* begin *
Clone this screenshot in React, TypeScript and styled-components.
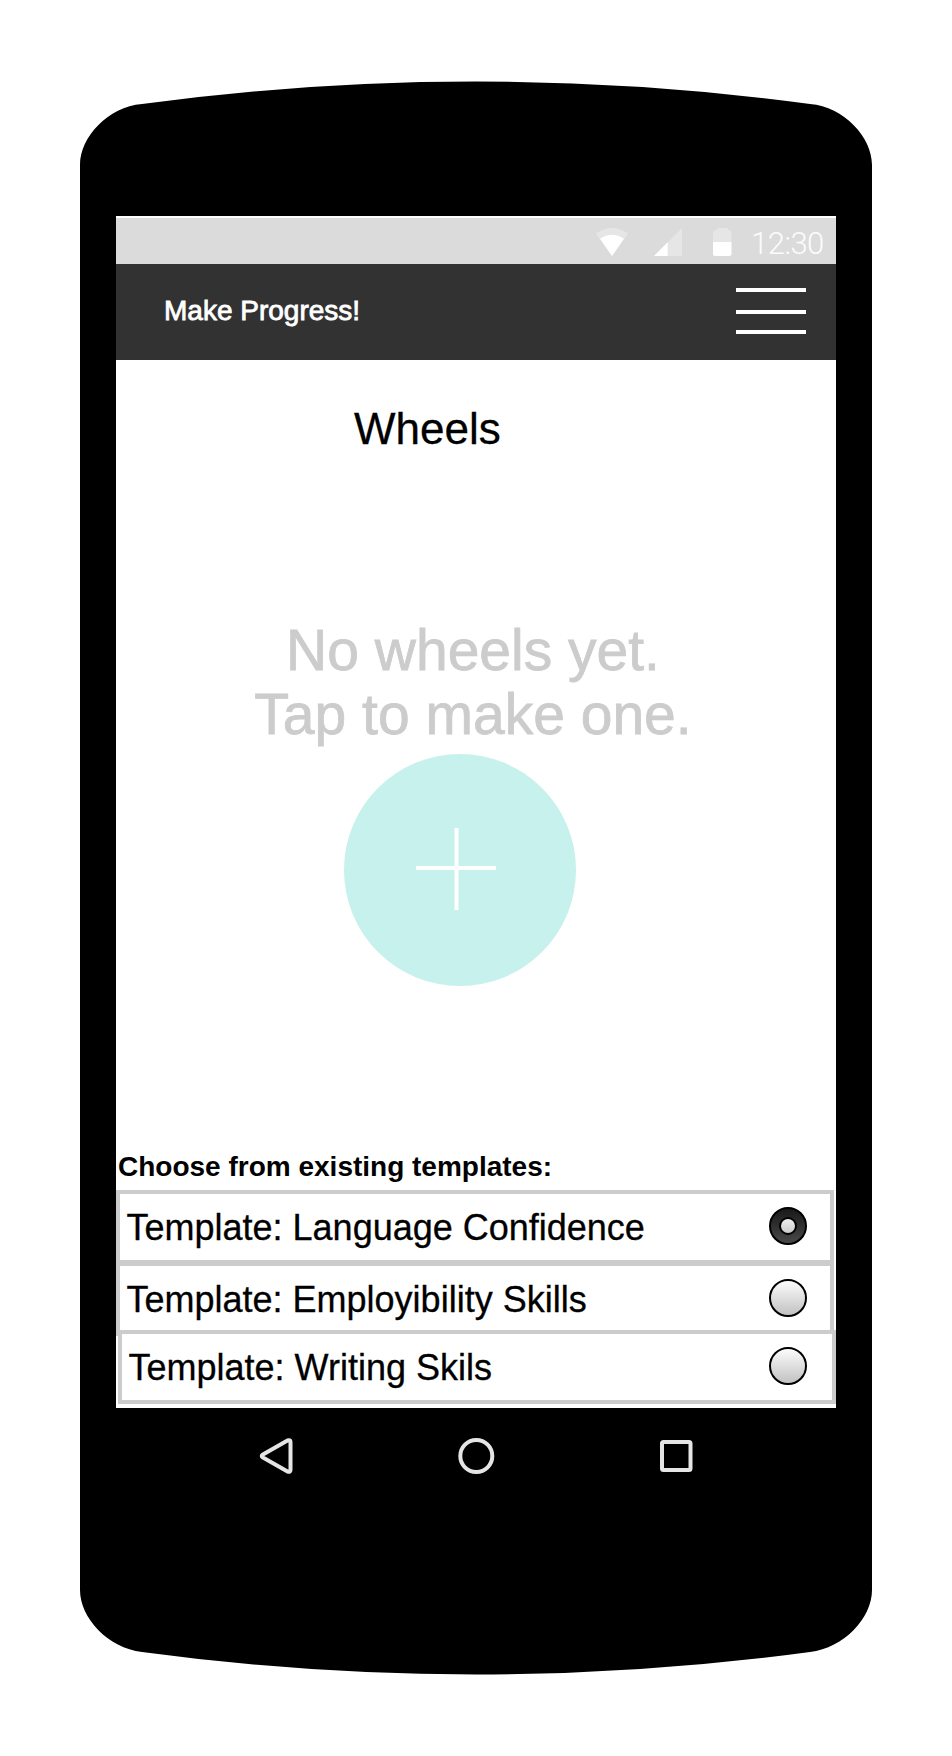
import React, { useState } from "react";
import styled, { createGlobalStyle, css } from "styled-components";

const GlobalStyle = createGlobalStyle`
  *, *::before, *::after { box-sizing: border-box; }
  body { margin: 0; background: #fff; }
`;

const Page = styled.div`
  width: 952px;
  height: 1756px;
  display: grid;
  overflow: hidden;
  background: #fff;
  color: #000;
  font-family: "Liberation Sans", Arial, sans-serif;
`;

const DeviceShell = styled.svg`
  grid-area: 1 / 1;
  display: block;
`;

const Device = styled.div`
  grid-area: 1 / 1;
  z-index: 1;
  display: flex;
  flex-direction: column;
  width: 720px;
  margin: 216px 0 0 116px;
`;

const Screen = styled.main`
  display: flex;
  flex-direction: column;
  height: 1192px;
  padding-top: 2px;
  background: #fff;
`;

const StatusBar = styled.div`
  display: flex;
  flex: none;
  align-items: center;
  justify-content: flex-end;
  height: 46px;
  padding-right: 11px;
  background: #dbdbdb;
`;

const StatusIcon = styled.svg<{ $gap: number }>`
  flex: none;
  height: 28px;
  margin: 2px ${(p) => p.$gap}px 0 0;
`;

const Clock = styled.span`
  width: 74px;
  color: #fcfcfc;
  font: 300 31px/46px Roboto, sans-serif;
  letter-spacing: -0.5px;
  padding-top: 6px;
  white-space: nowrap;
`;

const Header = styled.header`
  display: flex;
  flex: none;
  justify-content: space-between;
  height: 96px;
  padding: 24px 30px 0 48px;
  background: #323232;
`;

const AppName = styled.div`
  color: #fff;
  font-size: 28px;
  line-height: 46px;
  -webkit-text-stroke: 0.8px #fff;
`;

const MenuButton = styled.button`
  display: flex;
  flex-direction: column;
  width: 70px;
  height: 46px;
  padding: 0;
  border: 0;
  background: none;
`;

const MenuLine = styled.span<{ $gap?: number }>`
  width: 70px;
  height: 4px;
  margin-bottom: ${(p) => p.$gap ?? 0}px;
  background: #fff;
`;

const Heading = styled.h1`
  margin: 43px 0 0 238px;
  font-size: 44px;
  font-weight: 400;
  line-height: 52px;
  -webkit-text-stroke: 0.3px;
`;

const EmptyState = styled.section`
  display: flex;
  flex-direction: column;
  flex: none;
  height: 532px;
  margin-top: 163px;
`;

const EmptyText = styled.p`
  width: 714px;
  height: 136px;
  margin: 0;
  color: #ccc;
  font-size: 57px;
  line-height: 64px;
  text-align: center;
  -webkit-text-stroke: 0.8px;
`;

const AddButton = styled.button`
  width: 232px;
  height: 232px;
  margin-left: 228px;
  padding: 0;
  border: 0;
  border-radius: 50%;
  background: #c7f1ec;

  svg { display: block; }
`;

const ListTitle = styled.h2`
  flex: none;
  height: 40px;
  margin: 0 0 0 2px;
  font-size: 28px;
  font-weight: 700;
  line-height: 34px;
`;

const TemplateRow = styled.label<{ $overlap?: number; $shift?: number }>`
  display: flex;
  flex: none;
  align-items: center;
  justify-content: space-between;
  width: 718px;
  height: 74px;
  margin: -${(p) => p.$overlap ?? 0}px 0 0 ${(p) => p.$shift ?? 0}px;
  padding: 0 ${(p) => 23 + (p.$shift ?? 0)}px 2px 6.5px;
  border: 4px solid #ccc;
  background: #fff;
`;

const TemplateName = styled.span`
  padding-top: 4px;
  font-size: 36px;
  line-height: 42px;
  -webkit-text-stroke: 0.3px;
`;

const Radio = styled.input.attrs({ type: "radio", name: "template" })`
  appearance: none;
  display: grid;
  place-items: center;
  width: 38px;
  height: 38px;
  margin: 0;
  border: 2px solid #000;
  border-radius: 50%;
  background: linear-gradient(#fff, #bebebe) border-box;

  ${(p) =>
    p.checked &&
    css`
      background: linear-gradient(#161616, #4b4b4b) border-box;

      &::after {
        content: "";
        width: 18px;
        height: 18px;
        border: 2px solid #000;
        border-radius: 50%;
        background: linear-gradient(#eee, #ccc);
      }
    `}
`;

const NavBar = styled.nav`
  display: flex;
  justify-content: space-between;
  padding: 28px 142px 0;
`;

const NavIcon = styled.svg`
  width: 40px;
  height: 40px;
  fill: none;
  stroke: #e5e5e5;
  stroke-width: 4;
  stroke-linejoin: round;
`;

const templates = [
  { name: "Language Confidence", overlap: 0, shift: 0 },
  { name: "Employibility Skills", overlap: 2, shift: 0 },
  { name: "Writing Skils", overlap: 6, shift: 2 },
];

export default function App() {
  const [selected, setSelected] = useState(0);

  return (
    <Page>
      <GlobalStyle />
      <DeviceShell width="952" height="1756" viewBox="0 0 952 1756">
        <path d="M80 165C80 137 108 107 142 104Q308 81.500 476 81.500T810 104C844 107 872 137 872 165V1590C872 1618 844 1648 810 1652Q644 1674.500 476 1674.500T142 1652C108 1648 80 1618 80 1590Z" />
      </DeviceShell>
      <Device>
        <Screen>
          <StatusBar>
            <StatusIcon $gap={25.5} width="32" viewBox="0 0 32 28">
              <path fill="#e6e6e6" d="M0 5.500Q16-5.500 32 5.500L16 28Z" />
              <path fill="#fff" d="M4 10.700Q16 3 28 10.700L16 28Z" />
            </StatusIcon>
            <StatusIcon $gap={31.5} width="28" viewBox="0 0 28 28">
              <path fill="#e6e6e6" d="M0 28L28 0V28Z" />
              <path fill="#fff" d="M0 28L13.700 14.300V28Z" />
            </StatusIcon>
            <StatusIcon $gap={19} width="19" viewBox="0 0 19 28">
              <path fill="#e6e6e6" d="M4 2V0H15V2Q18.500 2 18.500 5V14H0V5Q0 2 4 2Z" />
              <path fill="#fff" d="M0 14H18.500V26Q18.500 28 16.500 28H2Q0 28 0 26Z" />
            </StatusIcon>
            <Clock>12:30</Clock>
          </StatusBar>
          <Header>
            <AppName>Make Progress!</AppName>
            <MenuButton aria-label="Menu">
              <MenuLine $gap={18} />
              <MenuLine $gap={16} />
              <MenuLine />
            </MenuButton>
          </Header>
          <Heading>Wheels</Heading>
          <EmptyState>
            <EmptyText>
              No wheels yet.
              <br />
              Tap to make one.
            </EmptyText>
            <AddButton aria-label="Make a wheel">
              <svg width="232" height="232" viewBox="0 0 232 232">
                <path d="M72 114H152M112.500 74V156" stroke="#fff" strokeWidth="4" />
              </svg>
            </AddButton>
          </EmptyState>
          <ListTitle>Choose from existing templates:</ListTitle>
          {templates.map((t, i) => (
            <TemplateRow key={t.name} $overlap={t.overlap} $shift={t.shift}>
              <TemplateName>Template: {t.name}</TemplateName>
              <Radio checked={selected === i} onChange={() => setSelected(i)} />
            </TemplateRow>
          ))}
        </Screen>
        <NavBar>
          <NavIcon viewBox="0 0 40 40">
            <path d="M4.500 18.700Q3 20 4.500 21.300L29.500 35.500Q32.500 36.500 32.500 34V6Q32.500 3.500 29.500 4.500Z" />
          </NavIcon>
          <NavIcon viewBox="0 0 40 40">
            <circle cx="20.300" cy="20" r="16" />
          </NavIcon>
          <NavIcon viewBox="0 0 40 40">
            <rect x="8" y="6" width="28.500" height="28" rx="1.500" />
          </NavIcon>
        </NavBar>
      </Device>
    </Page>
  );
}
* end *
» **TASK BRIEF**:
Reproduce each line word for word and drop the pictures.

» **FINAL RESULT**:
Clone this screenshot in React, TypeScript and styled-components.
import React, { useState } from "react";
import styled, { createGlobalStyle, css } from "styled-components";

const GlobalStyle = createGlobalStyle`
  *, *::before, *::after { box-sizing: border-box; }
  body { margin: 0; background: #fff; }
`;

const Page = styled.div`
  width: 952px;
  height: 1756px;
  display: grid;
  overflow: hidden;
  background: #fff;
  color: #000;
  font-family: "Liberation Sans", Arial, sans-serif;
`;

const DeviceShell = styled.svg`
  grid-area: 1 / 1;
  display: block;
`;

const Device = styled.div`
  grid-area: 1 / 1;
  z-index: 1;
  display: flex;
  flex-direction: column;
  width: 720px;
  margin: 216px 0 0 116px;
`;

const Screen = styled.main`
  display: flex;
  flex-direction: column;
  height: 1192px;
  padding-top: 2px;
  background: #fff;
`;

const StatusBar = styled.div`
  display: flex;
  flex: none;
  align-items: center;
  justify-content: flex-end;
  height: 46px;
  padding-right: 11px;
  background: #dbdbdb;
`;

const StatusIcon = styled.svg<{ $gap: number }>`
  flex: none;
  height: 28px;
  margin: 2px ${(p) => p.$gap}px 0 0;
`;

const Clock = styled.span`
  width: 74px;
  color: #fcfcfc;
  font: 300 31px/46px Roboto, sans-serif;
  letter-spacing: -0.5px;
  padding-top: 6px;
  white-space: nowrap;
`;

const Header = styled.header`
  display: flex;
  flex: none;
  justify-content: space-between;
  height: 96px;
  padding: 24px 30px 0 48px;
  background: #323232;
`;

const AppName = styled.div`
  color: #fff;
  font-size: 28px;
  line-height: 46px;
  -webkit-text-stroke: 0.8px #fff;
`;

const MenuButton = styled.button`
  display: flex;
  flex-direction: column;
  width: 70px;
  height: 46px;
  padding: 0;
  border: 0;
  background: none;
`;

const MenuLine = styled.span<{ $gap?: number }>`
  width: 70px;
  height: 4px;
  margin-bottom: ${(p) => p.$gap ?? 0}px;
  background: #fff;
`;

const Heading = styled.h1`
  margin: 43px 0 0 238px;
  font-size: 44px;
  font-weight: 400;
  line-height: 52px;
  -webkit-text-stroke: 0.3px;
`;

const EmptyState = styled.section`
  display: flex;
  flex-direction: column;
  flex: none;
  height: 532px;
  margin-top: 163px;
`;

const EmptyText = styled.p`
  width: 714px;
  height: 136px;
  margin: 0;
  color: #ccc;
  font-size: 57px;
  line-height: 64px;
  text-align: center;
  -webkit-text-stroke: 0.8px;
`;

const AddButton = styled.button`
  width: 232px;
  height: 232px;
  margin-left: 228px;
  padding: 0;
  border: 0;
  border-radius: 50%;
  background: #c7f1ec;

  svg { display: block; }
`;

const ListTitle = styled.h2`
  flex: none;
  height: 40px;
  margin: 0 0 0 2px;
  font-size: 28px;
  font-weight: 700;
  line-height: 34px;
`;

const TemplateRow = styled.label<{ $overlap?: number; $shift?: number }>`
  display: flex;
  flex: none;
  align-items: center;
  justify-content: space-between;
  width: 718px;
  height: 74px;
  margin: -${(p) => p.$overlap ?? 0}px 0 0 ${(p) => p.$shift ?? 0}px;
  padding: 0 ${(p) => 23 + (p.$shift ?? 0)}px 2px 6.5px;
  border: 4px solid #ccc;
  background: #fff;
`;

const TemplateName = styled.span`
  padding-top: 4px;
  font-size: 36px;
  line-height: 42px;
  -webkit-text-stroke: 0.3px;
`;

const Radio = styled.input.attrs({ type: "radio", name: "template" })`
  appearance: none;
  display: grid;
  place-items: center;
  width: 38px;
  height: 38px;
  margin: 0;
  border: 2px solid #000;
  border-radius: 50%;
  background: linear-gradient(#fff, #bebebe) border-box;

  ${(p) =>
    p.checked &&
    css`
      background: linear-gradient(#161616, #4b4b4b) border-box;

      &::after {
        content: "";
        width: 18px;
        height: 18px;
        border: 2px solid #000;
        border-radius: 50%;
        background: linear-gradient(#eee, #ccc);
      }
    `}
`;

const NavBar = styled.nav`
  display: flex;
  justify-content: space-between;
  padding: 28px 142px 0;
`;

const NavIcon = styled.svg`
  width: 40px;
  height: 40px;
  fill: none;
  stroke: #e5e5e5;
  stroke-width: 4;
  stroke-linejoin: round;
`;

const templates = [
  { name: "Language Confidence", overlap: 0, shift: 0 },
  { name: "Employibility Skills", overlap: 2, shift: 0 },
  { name: "Writing Skils", overlap: 6, shift: 2 },
];

export default function App() {
  const [selected, setSelected] = useState(0);

  return (
    <Page>
      <GlobalStyle />
      <DeviceShell width="952" height="1756" viewBox="0 0 952 1756">
        <path d="M80 165C80 137 108 107 142 104Q308 81.500 476 81.500T810 104C844 107 872 137 872 165V1590C872 1618 844 1648 810 1652Q644 1674.500 476 1674.500T142 1652C108 1648 80 1618 80 1590Z" />
      </DeviceShell>
      <Device>
        <Screen>
          <StatusBar>
            <StatusIcon $gap={25.5} width="32" viewBox="0 0 32 28">
              <path fill="#e6e6e6" d="M0 5.500Q16-5.500 32 5.500L16 28Z" />
              <path fill="#fff" d="M4 10.700Q16 3 28 10.700L16 28Z" />
            </StatusIcon>
            <StatusIcon $gap={31.5} width="28" viewBox="0 0 28 28">
              <path fill="#e6e6e6" d="M0 28L28 0V28Z" />
              <path fill="#fff" d="M0 28L13.700 14.300V28Z" />
            </StatusIcon>
            <StatusIcon $gap={19} width="19" viewBox="0 0 19 28">
              <path fill="#e6e6e6" d="M4 2V0H15V2Q18.500 2 18.500 5V14H0V5Q0 2 4 2Z" />
              <path fill="#fff" d="M0 14H18.500V26Q18.500 28 16.500 28H2Q0 28 0 26Z" />
            </StatusIcon>
            <Clock>12:30</Clock>
          </StatusBar>
          <Header>
            <AppName>Make Progress!</AppName>
            <MenuButton aria-label="Menu">
              <MenuLine $gap={18} />
              <MenuLine $gap={16} />
              <MenuLine />
            </MenuButton>
          </Header>
          <Heading>Wheels</Heading>
          <EmptyState>
            <EmptyText>
              No wheels yet.
              <br />
              Tap to make one.
            </EmptyText>
            <AddButton aria-label="Make a wheel">
              <svg width="232" height="232" viewBox="0 0 232 232">
                <path d="M72 114H152M112.500 74V156" stroke="#fff" strokeWidth="4" />
              </svg>
            </AddButton>
          </EmptyState>
          <ListTitle>Choose from existing templates:</ListTitle>
          {templates.map((t, i) => (
            <TemplateRow key={t.name} $overlap={t.overlap} $shift={t.shift}>
              <TemplateName>Template: {t.name}</TemplateName>
              <Radio checked={selected === i} onChange={() => setSelected(i)} />
            </TemplateRow>
          ))}
        </Screen>
        <NavBar>
          <NavIcon viewBox="0 0 40 40">
            <path d="M4.500 18.700Q3 20 4.500 21.300L29.500 35.500Q32.500 36.500 32.500 34V6Q32.500 3.500 29.500 4.500Z" />
          </NavIcon>
          <NavIcon viewBox="0 0 40 40">
            <circle cx="20.300" cy="20" r="16" />
          </NavIcon>
          <NavIcon viewBox="0 0 40 40">
            <rect x="8" y="6" width="28.500" height="28" rx="1.500" />
          </NavIcon>
        </NavBar>
      </Device>
    </Page>
  );
}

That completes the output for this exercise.